Yani bunun gibi 30 madde yer almıştı.
***
Evet, insan hakları kavramı:
17’nci ve 18’inci yüzyıl insan hakları belgelerine dayanmakla birlikte, Birinci ve İkinci Dünya Savaşı döneminde yaşanan felaketlerin yeniden yaşanmaması için, Birleşmiş Milletler’in 1948 yılında kabul ettiği, “İnsan Hakları Evrensel Bildirisi” ile anlam kazanır olmuştur.
Nitekim Birinci Dünya Savaşı’nın ardından 1920’de “Milletler Cemiyeti” örgütü kurulmuştu; İkinci Dünya Savaşının ardından da 1945’de “Birleşmiş Milletler” örgütü kuruldu.
Her iki örgütün de temel amacı dünyada barışı egemen kılmaktı.
Çünkü barış içinde olmayan bir dünyada, barış içinde yaşamayan bir ülkede, insan haklarından söz edilemez, insan haklarının hayata geçmesi mümkün olamazdı.

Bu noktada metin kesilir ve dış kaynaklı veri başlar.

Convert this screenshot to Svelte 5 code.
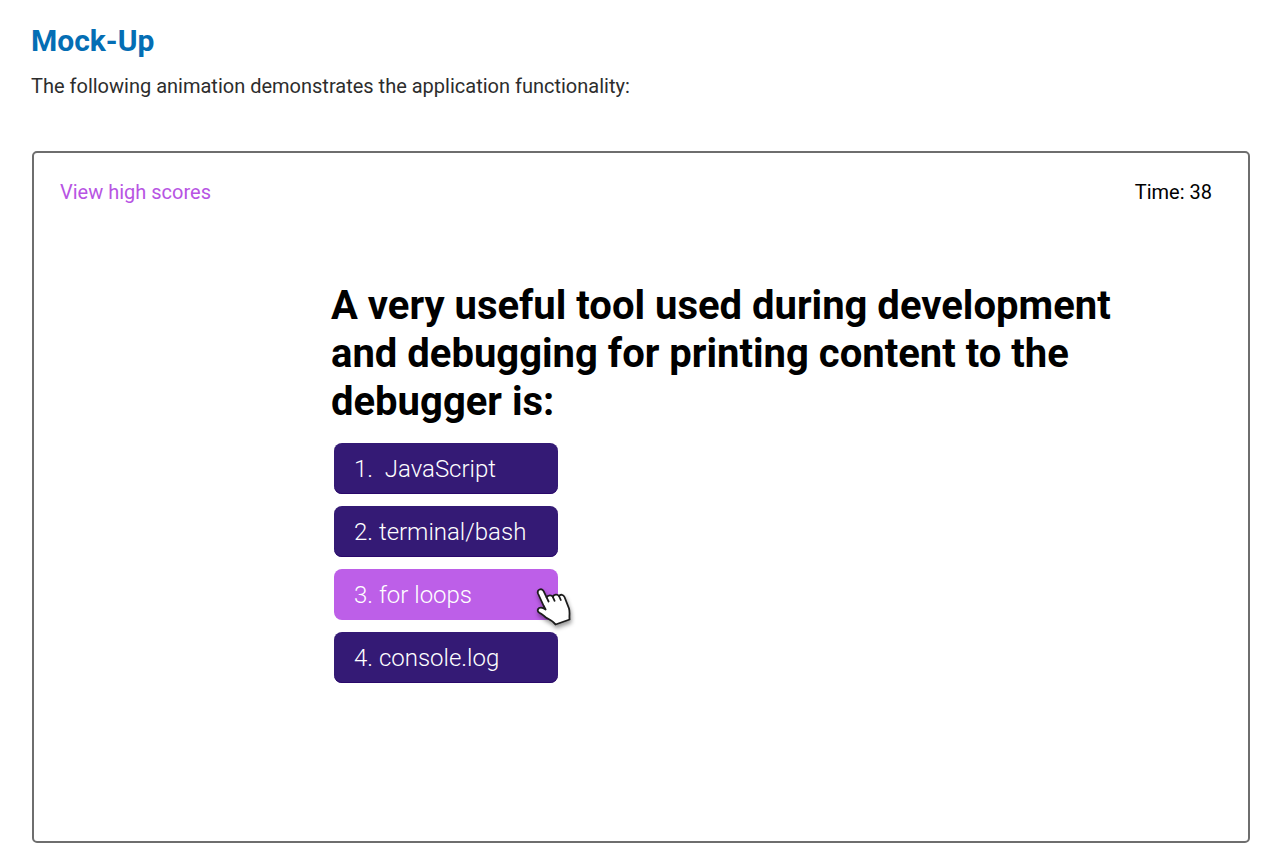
<script>
  const answers = ['1.\u00a0 JavaScript', '2. terminal/bash', '3. for loops', '4. console.log'];
  let active = $state(2);
</script>

<main>
  <h1>Mock-Up</h1>
  <p class="intro">The following animation demonstrates the application functionality:</p>

  <section class="quiz">
    <header>
      <a href="#scores">View high scores</a>
      <span class="time">Time: 38</span>
    </header>
    <div class="question">
      <h2>A very useful tool used during development and debugging for printing content to the debugger is:</h2>
      <div class="answers">
        {#each answers as answer, i}
          <button type="button" class:active={active === i} onclick={() => (active = i)}>
            {answer}
            {#if active === i}
              <svg class="hand" viewBox="0 0 40 44" width="40" height="44" aria-hidden="true">
                <g stroke="#1c1c1c" stroke-width="1.8" stroke-linejoin="round" stroke-linecap="round">
                  <path d="M8.500 20.500 3 8.500C1.600 4.500 6.800 2.600 8.600 6.200L11.600 12.300C13 10 16.500 9.700 17.800 11.800 19 9.300 22.500 9 24 11 25.500 9 28.500 9.500 29.500 12L34 23.500C35.200 27.500 34 31 34.600 34.500L20.500 39.500C18 35.500 14.500 34.500 11 32.600 8.500 30.800 7.500 29 4.500 27.800 1.500 26.500 2.600 22.500 6 22.600 8 22.700 9.500 23.700 10.600 24.500Z" fill="#fff" />
                  <path d="m11.600 12.300 2 4.200M17.800 11.800l1.800 4M24 11l1.800 4" fill="none" />
                </g>
              </svg>
            {/if}
          </button>
        {/each}
      </div>
    </div>
  </section>
</main>

<style>
  :global(body) { margin: 0; background: #fff; }
  main { padding: 23px 28px 17px 31px; font-family: Roboto, sans-serif; color: #2d2d2d; }
  h1 { margin: 0; font-size: 30px; line-height: 36px; font-weight: 700; color: #046eb4; }
  .intro { margin: 12px 0 50px; font-size: 20px; line-height: 30px; }
  .quiz { box-sizing: border-box; min-height: 692px; margin-left: 1px; border: 2px solid #6e6e6e; border-radius: 5px; padding: 24px 36px 24px 26px; color: #000; }
  header { display: flex; justify-content: space-between; font-size: 20px; line-height: 30px; }
  a { color: #b754e3; text-decoration: none; }
  .question { margin: 75px 60px 0 271px; }
  h2 { margin: 0; font-size: 40px; line-height: 48px; font-weight: 700; }
  .answers { display: flex; flex-direction: column; align-items: flex-start; gap: 12px; padding: 17px 3px; }
  button { position: relative; width: 224px; height: 51px; padding: 0 20px; border: 0; border-radius: 8px; background: #341a75; color: #fff; font: 300 24px/32px Roboto, sans-serif; text-align: left; box-shadow: inset 0 -1px #29086a; cursor: pointer; }
  .active { background: #bd5fe8; box-shadow: none; }
  .hand { position: absolute; left: 201px; top: 16px; filter: drop-shadow(1px 3px 2px #0006); }
</style>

Ama her iki örgüt de savaşın önlenmesi ve barışın dünyada egemen olması konusunda başarısız oldu.
Çünkü Milletler Cemiyeti, İngiliz politikalarının noteri olmuştu; Birleşmiş Milletler (BM) ise ABD politikalarının noteri oldu.
Yani İngiliz ve ABD’nin emperyal politikalarına meşruiyet kazandırır olmuşlardı.
***
İşte Birleşmiş Milletler (BM) örgütünün insan hakları karnesi:
-Özellikle mazlum ülkeleri kana bulayan savaşlar engellenemedi.
-Farklı kimliklere karşı ötekileştirilme ve nefret yok edilemedi.
-İşkence ve kötü muamelenin önüne geçilemedi.
-Mazlum halkların yaşam hakları sağlanamadı.
İşte günümüzde en çarpıcı en somut örnek: Gazze…
360 km2 içinde yaşayan 2 milyon Filistin halkı katledilmekte, topraklarından sürülmekte ve korkunç bir soykırım yapılmaktadır.
Bugün İsrail tarafından 431 gündür karadan, havadan, denizden bombalanan; elektriği, suyu, yiyeceği olmayan; ölü sayısı çoğu çocuk ve kadın olmak üzere bugün için 50 bine ulaşan, yaralı sayısı 100 bini aşan Gazze’deki bu katliam seyredilmektedir.
***
Türkiye’nin insan hakları karnesi ise…
Sivil ve siyasal özgürlüklerin durumunun değerlendirildiği sıralamada, 195 ülke arasında 144'üncü sıradadır.
Hukukun üstünlüğü endeksinde, 140 ülke arasında 116’ıncı sıradadır.
Küresel cinsiyet eşitsizliğinde, 146 ülke arasında 133’üncü sıradadır.
Yani Avrupa Birliği (AB) üyesi olmak isteyen, 65 yıldır bunun kavgasını veren ülkemizde insan hakları, özellikle tartışılır konumdadır.